На следующий день я приехала на церемонию установки памятной таблички жившему в доме на Малой Бронной Эммануилу Ионовичу Квирингу. Квиринг участвовал в разработке плана ГОЭЛРО, был доктором экономических наук и зампредседателя Госплана СССР. 26 ноября 1937 года его приговорили к высшей мере наказания по обвинению «во вредительстве и участии в антисоветской террористической организации правых». Как сказал на церемонии инициатор установки таблички, Квиринг, хоть и был идейным большевиком, все равно не избежал попадания под «сталинский каток».

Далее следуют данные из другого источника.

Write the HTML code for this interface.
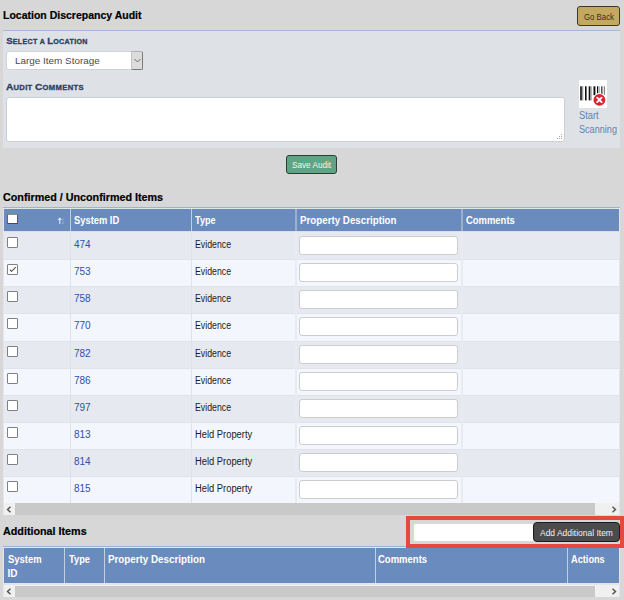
<!DOCTYPE html>
<html><head><meta charset="utf-8">
<style>
*{box-sizing:border-box;margin:0;padding:0}
html,body{width:624px;height:600px;overflow:hidden;background:#d7d7d7;font-family:"Liberation Sans",sans-serif;color:#111;position:relative}
div,span{position:absolute}
.t{line-height:1;white-space:nowrap}
.b{font-weight:bold;color:#000;-webkit-text-stroke:0.2px #000}
.lbl{font-weight:bold;color:#2b405e;font-variant:small-caps;font-size:10.5px;-webkit-text-stroke:0.3px #2b405e}
.lbl2{font-weight:bold;color:#2b405e;-webkit-text-stroke:0.3px #2b405e;transform-origin:0 0;font-size:10px}
.lbl2 span{position:static}
.lbl2 .c{font-size:9.6px}
.lbl2 .sc{font-size:7.1px;letter-spacing:0.35px}
.hdr{font-weight:bold;color:#fff;font-size:10px;transform-origin:0 0}
.row{left:4px;width:615px;height:27.05px}
.o{background:#e6e9f0}
.e{background:#f3f7fd}
.cb{left:3.3px;top:4.5px;width:11px;height:11.5px;border:1px solid #808080;background:#fff;border-radius:1px}
.lnk{left:70px;top:7.5px;font-size:10px;color:#2f50a8}
.typ{left:191px;top:7.6px;font-size:10px;color:#1a1a1a;transform-origin:0 0}
.ev{transform:scaleX(0.875)}
.hp{transform:scaleX(0.935)}
.inp{left:295px;top:4px;width:159px;height:19px;background:#fff;border:1px solid #cdcdcd;border-radius:3px}
.vl{top:0;width:1px;height:100%;background:#dfe3e9}
.v2{width:2px;background:#e8ebf0}
.hvl{width:1px;background:#c2cfe3}
.sbb{background:#f0f0f0;height:12px}
.thumb{background:#c9c9c9;height:12px}
</style></head><body>

<div class="t b" style="left:3px;top:10.1px;font-size:10.5px">Location Discrepancy Audit</div>
<div style="left:577px;top:6px;width:43px;height:20px;background:#c3a95d;border:1px solid #3b392c;border-radius:3px"></div>
<div class="t" style="left:584px;top:12.8px;font-size:9px;color:#352f1e;transform:scaleX(0.87);transform-origin:0 0">Go Back</div>

<!-- panel -->
<div style="left:3px;top:30px;width:617px;height:118px;background:#dee1e5;border-top:1px solid #a5b6da"></div>
<div class="t lbl2" style="left:6.3px;top:36.3px;transform:scaleX(1.0)"><span class="c">S</span><span class="sc">ELECT A </span><span class="c">L</span><span class="sc">OCATION</span></div>
<div style="left:6px;top:51px;width:137px;height:19px;background:#fff;border:1px solid #cfd3d7;border-radius:3px"></div>
<div class="t" style="left:15.3px;top:56.6px;font-size:9.25px;color:#4a4a4a;transform:scaleX(1.07);transform-origin:0 0">Large Item Storage</div>
<div style="left:131px;top:51px;width:12px;height:19px;background:#dcdcdc;border:1px solid #c4c4c4;border-top-color:#b0b0b0;border-right-color:#7a7a7a;border-bottom-color:#7a7a7a;border-radius:0 2px 2px 0"></div>
<svg style="position:absolute;left:134px;top:58px" width="7" height="5" viewBox="0 0 7 5"><path d="M0.5 1 L3.5 4 L6.5 1" fill="none" stroke="#6a6a6a" stroke-width="1"/></svg>
<div class="t lbl2" style="left:6.3px;top:82.3px;transform:scaleX(1.07)"><span class="c">A</span><span class="sc">UDIT </span><span class="c">C</span><span class="sc">OMMENTS</span></div>
<div style="left:6px;top:97px;width:559px;height:45px;background:#fff;border:1px solid #cbcfd3;border-radius:3px"></div>
<svg style="position:absolute;left:556.5px;top:133.5px" width="6" height="6" viewBox="0 0 6 6"><g fill="#a8a8a8"><rect x="4" y="0" width="1" height="1"/><rect x="2" y="2" width="1" height="1"/><rect x="4" y="2" width="1" height="1"/><rect x="0" y="4" width="1" height="1"/><rect x="2" y="4" width="1" height="1"/><rect x="4" y="4" width="1" height="1"/></g></svg>

<!-- barcode -->
<div style="left:579px;top:80px;width:28px;height:28px;background:#fff"></div>
<svg style="position:absolute;left:579px;top:80px" width="28" height="28" viewBox="0 0 28 28">
<g fill="#111">
<rect x="1.2" y="6.3" width="1.6" height="14.1"/>
<rect x="3.3" y="6.3" width="0.9" height="14.1" fill="#777"/>
<rect x="6" y="6.3" width="1.6" height="14.1"/>
<rect x="9.7" y="6.3" width="1.6" height="14.1"/>
<rect x="11.3" y="6.3" width="1.3" height="14.1" fill="#888"/>
<rect x="14.5" y="6.3" width="1.9" height="9"/>
<rect x="18" y="6.3" width="1.1" height="7"/>
<rect x="19.6" y="6.3" width="0.9" height="7" fill="#777"/>
<rect x="22.3" y="6.3" width="0.8" height="8"/>
<rect x="23.3" y="6.3" width="0.8" height="8" fill="#888"/>
<rect x="24.9" y="6.3" width="0.8" height="8.5" fill="#555"/>
</g>
<circle cx="20.4" cy="19.9" r="6.7" fill="#fff"/>
<circle cx="20.4" cy="19.9" r="5.9" fill="#dc2430"/>
<path d="M18.2 17.7 L22.6 22.1 M22.6 17.7 L18.2 22.1" stroke="#fff" stroke-width="1.9" stroke-linecap="round"/>
</svg>
<div class="t" style="left:578.6px;top:110.6px;font-size:10px;color:#6384b0;transform:scaleX(0.93);transform-origin:0 0">Start</div>
<div class="t" style="left:578.6px;top:124.6px;font-size:10px;color:#6384b0;transform:scaleX(0.91);transform-origin:0 0">Scanning</div>

<!-- save -->
<div style="left:286px;top:155px;width:51px;height:19px;background:#5fa585;border:1px solid #2b3e34;border-radius:3px"></div>
<div class="t" style="left:292.3px;top:160.8px;font-size:9.25px;color:#eef7f2;transform:scaleX(0.885);transform-origin:0 0">Save Audit</div>

<div class="t b" style="left:3px;top:191.9px;font-size:10.75px">Confirmed / Unconfirmed Items</div>

<!-- table 1 -->
<div style="left:3px;top:207px;width:617px;height:308px;background:#e2e5e9;border-top:1px solid #a0b0d8"></div>
<div style="left:4px;top:209px;width:615px;height:22px;background:#6a8bbd"></div>
<div class="hvl" style="left:70px;top:209px;height:22px"></div>
<div class="hvl" style="left:191px;top:209px;height:22px"></div>
<div class="hvl" style="left:295px;top:209px;height:22px;width:2px;background:#9cb0cf"></div>
<div class="hvl" style="left:461px;top:209px;height:22px;width:2px;background:#9cb0cf"></div>
<div style="left:7px;top:214px;width:11px;height:10px;background:#fff;border:1px solid #666;border-top-color:#8c8c8c;border-bottom-color:#4a4a4a;border-right-color:#555"></div>
<svg style="position:absolute;left:57px;top:217px" width="8" height="8" viewBox="0 0 8 8"><path d="M2.8 7 V1.2 M1.2 2.8 L2.8 1.2 L4.4 2.8" fill="none" stroke="#dfe8f6" stroke-width="1.1"/><path d="M6 1 V7 M4.9 5.9 L6 7 L7.1 5.9" fill="none" stroke="#8fa8cf" stroke-width="0.9"/></svg>
<div class="t hdr" style="left:74.4px;top:215.5px;transform:scaleX(0.935)">System ID</div>
<div class="t hdr" style="left:195.4px;top:215.5px;transform:scaleX(0.91)">Type</div>
<div class="t hdr" style="left:299.6px;top:215.5px;transform:scaleX(0.976)">Property Description</div>
<div class="t hdr" style="left:466px;top:215.5px;transform:scaleX(0.944)">Comments</div>
<div style="left:4px;top:231px;width:615px;height:1px;background:#dde1e6"></div>

<div style="left:0;top:232px;width:624px;height:271px">
<div class="row o" style="top:0px;height:27px"><div class="cb"></div><div class="vl" style="left:66px"></div><div class="vl" style="left:187px"></div><div class="vl v2" style="left:291px"></div><div class="vl v2" style="left:457px"></div><div class="t lnk">474</div><div class="t typ ev">Evidence</div><div class="inp"></div></div>
<div class="row e" style="top:27px;height:27px;box-shadow:inset 0 1px 0 #e0e3e9"><div class="cb"></div><svg style="position:absolute;left:5px;top:6px" width="8" height="7" viewBox="0 0 8 7"><path d="M0.9 4.7 L2.5 6.4 L6.75 2.2" fill="none" stroke="#555" stroke-width="1.1"/></svg><div class="vl" style="left:66px"></div><div class="vl" style="left:187px"></div><div class="vl v2" style="left:291px"></div><div class="vl v2" style="left:457px"></div><div class="t lnk">753</div><div class="t typ ev">Evidence</div><div class="inp"></div></div>
<div class="row o" style="top:54px;height:27px;box-shadow:inset 0 1px 0 #e0e3e9"><div class="cb"></div><div class="vl" style="left:66px"></div><div class="vl" style="left:187px"></div><div class="vl v2" style="left:291px"></div><div class="vl v2" style="left:457px"></div><div class="t lnk">758</div><div class="t typ ev">Evidence</div><div class="inp"></div></div>
<div class="row e" style="top:81px;height:28px;box-shadow:inset 0 1px 0 #e0e3e9"><div class="cb"></div><div class="vl" style="left:66px"></div><div class="vl" style="left:187px"></div><div class="vl v2" style="left:291px"></div><div class="vl v2" style="left:457px"></div><div class="t lnk">770</div><div class="t typ ev">Evidence</div><div class="inp"></div></div>
<div class="row o" style="top:109px;height:27px;box-shadow:inset 0 1px 0 #e0e3e9"><div class="cb"></div><div class="vl" style="left:66px"></div><div class="vl" style="left:187px"></div><div class="vl v2" style="left:291px"></div><div class="vl v2" style="left:457px"></div><div class="t lnk">782</div><div class="t typ ev">Evidence</div><div class="inp"></div></div>
<div class="row e" style="top:136px;height:27px;box-shadow:inset 0 1px 0 #e0e3e9"><div class="cb"></div><div class="vl" style="left:66px"></div><div class="vl" style="left:187px"></div><div class="vl v2" style="left:291px"></div><div class="vl v2" style="left:457px"></div><div class="t lnk">786</div><div class="t typ ev">Evidence</div><div class="inp"></div></div>
<div class="row o" style="top:163px;height:27px;box-shadow:inset 0 1px 0 #e0e3e9"><div class="cb"></div><div class="vl" style="left:66px"></div><div class="vl" style="left:187px"></div><div class="vl v2" style="left:291px"></div><div class="vl v2" style="left:457px"></div><div class="t lnk">797</div><div class="t typ ev">Evidence</div><div class="inp"></div></div>
<div class="row e" style="top:190px;height:27px;box-shadow:inset 0 1px 0 #e0e3e9"><div class="cb"></div><div class="vl" style="left:66px"></div><div class="vl" style="left:187px"></div><div class="vl v2" style="left:291px"></div><div class="vl v2" style="left:457px"></div><div class="t lnk">813</div><div class="t typ hp">Held Property</div><div class="inp"></div></div>
<div class="row o" style="top:217px;height:27px;box-shadow:inset 0 1px 0 #e0e3e9"><div class="cb"></div><div class="vl" style="left:66px"></div><div class="vl" style="left:187px"></div><div class="vl v2" style="left:291px"></div><div class="vl v2" style="left:457px"></div><div class="t lnk">814</div><div class="t typ hp">Held Property</div><div class="inp"></div></div>
<div class="row e" style="top:244px;height:27px;box-shadow:inset 0 1px 0 #e0e3e9"><div class="cb"></div><div class="vl" style="left:66px"></div><div class="vl" style="left:187px"></div><div class="vl v2" style="left:291px"></div><div class="vl v2" style="left:457px"></div><div class="t lnk">815</div><div class="t typ hp">Held Property</div><div class="inp"></div></div>
</div>

<!-- scrollbar 1 -->
<div class="sbb" style="left:4px;top:503px;width:615px"></div>
<div class="thumb" style="left:15px;top:503px;width:580px"></div>
<svg style="position:absolute;left:6px;top:506px" width="6" height="7" viewBox="0 0 6 7"><path d="M4.5 0.8 L1.5 3.5 L4.5 6.2" fill="none" stroke="#505050" stroke-width="1.4"/></svg>
<svg style="position:absolute;left:611px;top:506px" width="6" height="7" viewBox="0 0 6 7"><path d="M1.5 0.8 L4.5 3.5 L1.5 6.2" fill="none" stroke="#505050" stroke-width="1.4"/></svg>

<div class="t b" style="left:3px;top:525.9px;font-size:10.75px">Additional Items</div>

<!-- table 2 -->
<div style="left:3px;top:546px;width:617px;height:51px;background:#e2e5e9;border-top:1px solid #a0b0d8"></div>
<div style="left:4px;top:548px;width:615px;height:35px;background:#6a8bbd"></div>
<div class="hvl" style="left:64px;top:548px;height:35px"></div>
<div class="hvl" style="left:104px;top:548px;height:35px"></div>
<div class="hvl" style="left:375px;top:548px;height:35px"></div>
<div class="hvl" style="left:567px;top:548px;height:35px"></div>
<div class="t hdr" style="left:7.5px;top:554.5px;transform:scaleX(0.945)">System</div>
<div class="t hdr" style="left:7.5px;top:568.5px">ID</div>
<div class="t hdr" style="left:68.6px;top:554.5px;transform:scaleX(0.93)">Type</div>
<div class="t hdr" style="left:108.3px;top:554.5px;transform:scaleX(0.98)">Property Description</div>
<div class="t hdr" style="left:378.4px;top:554.5px;transform:scaleX(0.95)">Comments</div>
<div class="t hdr" style="left:571px;top:554.5px;transform:scaleX(0.92)">Actions</div>
<div class="sbb" style="left:4px;top:585px;width:615px"></div>
<div class="thumb" style="left:15px;top:586px;width:580px;height:11px"></div>
<svg style="position:absolute;left:6px;top:588px" width="6" height="7" viewBox="0 0 6 7"><path d="M4.5 0.8 L1.5 3.5 L4.5 6.2" fill="none" stroke="#505050" stroke-width="1.4"/></svg>
<svg style="position:absolute;left:611px;top:588px" width="6" height="7" viewBox="0 0 6 7"><path d="M1.5 0.8 L4.5 3.5 L1.5 6.2" fill="none" stroke="#505050" stroke-width="1.4"/></svg>

<!-- add additional -->
<div style="left:406px;top:516px;width:218px;height:32px;border:4px solid #e8473f;background:#d7d7d7"></div>
<div style="left:413px;top:522.6px;width:121px;height:19px;background:#fff;border:1px solid #dadada;border-radius:3px 0 0 3px"></div>
<div style="left:533px;top:522px;width:87px;height:20px;background:#4b4b4d;border:1px solid #1c1c1c;border-radius:4px"></div>
<div class="t" style="left:539.5px;top:528.8px;font-size:9px;color:#f2f2f2;transform:scaleX(0.94);transform-origin:0 0">Add Additional Item</div>

</body></html>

Согласие дома на установку таблички Квирингу получили довольно быстро, рассказывает Раиса, которая вела переговоры от лица «Последнего адреса» с жильцами: «Это был целый квест, длившийся с ноября по февраль. Сперва я дежурила у подъезда на Малой Бронной. В какой-то момент встретила жительницу дома, рассказала ей о проекте, она положительно отнеслась к идее таблички. Посоветовала мне зайти к еще одному мужчине, пообщаться с ним. Там мне долго не открывали, зато потом я встретила старшего по дому, который сразу же дал понять, что он не против установки знака».
Появление новых табличек, по словам Оксаны Матиевской, сейчас довольно редкое событие. «Удивительно, но сегодня все проходит спокойно, никто не пришел сорвать мероприятие», — добавила она, признавшись, что внутренне была готова и к такому повороту.
Но без событий все равно не обошлось. Словно почувствовав воодушевление толпы, собравшейся на людной улице явно не за тем, чтобы всем вместе погреться под весенним солнышком, к нам подошли двое полицейских. Сфотографировав разрешительные бумаги и табличку на телефон, они нехотя удалились.
После установки табличек двое участников церемонии решили пройтись по нескольким адресам и проверить, не сорвали ли там знаки. «Так вышло, что я могу иногда посвятить этому два-три часа. Составляю список адресов и иду по ним смотреть, висят ли таблички, — рассказала мне Наталья. — Если где-то их нет, печатаем копии, ламинируем, потом вешаем. Вешаем, чтобы через три дня их снова сорвали и все повторилось. Это такой конвейер. Но это моя личная инициатива, я готова тратить на это время».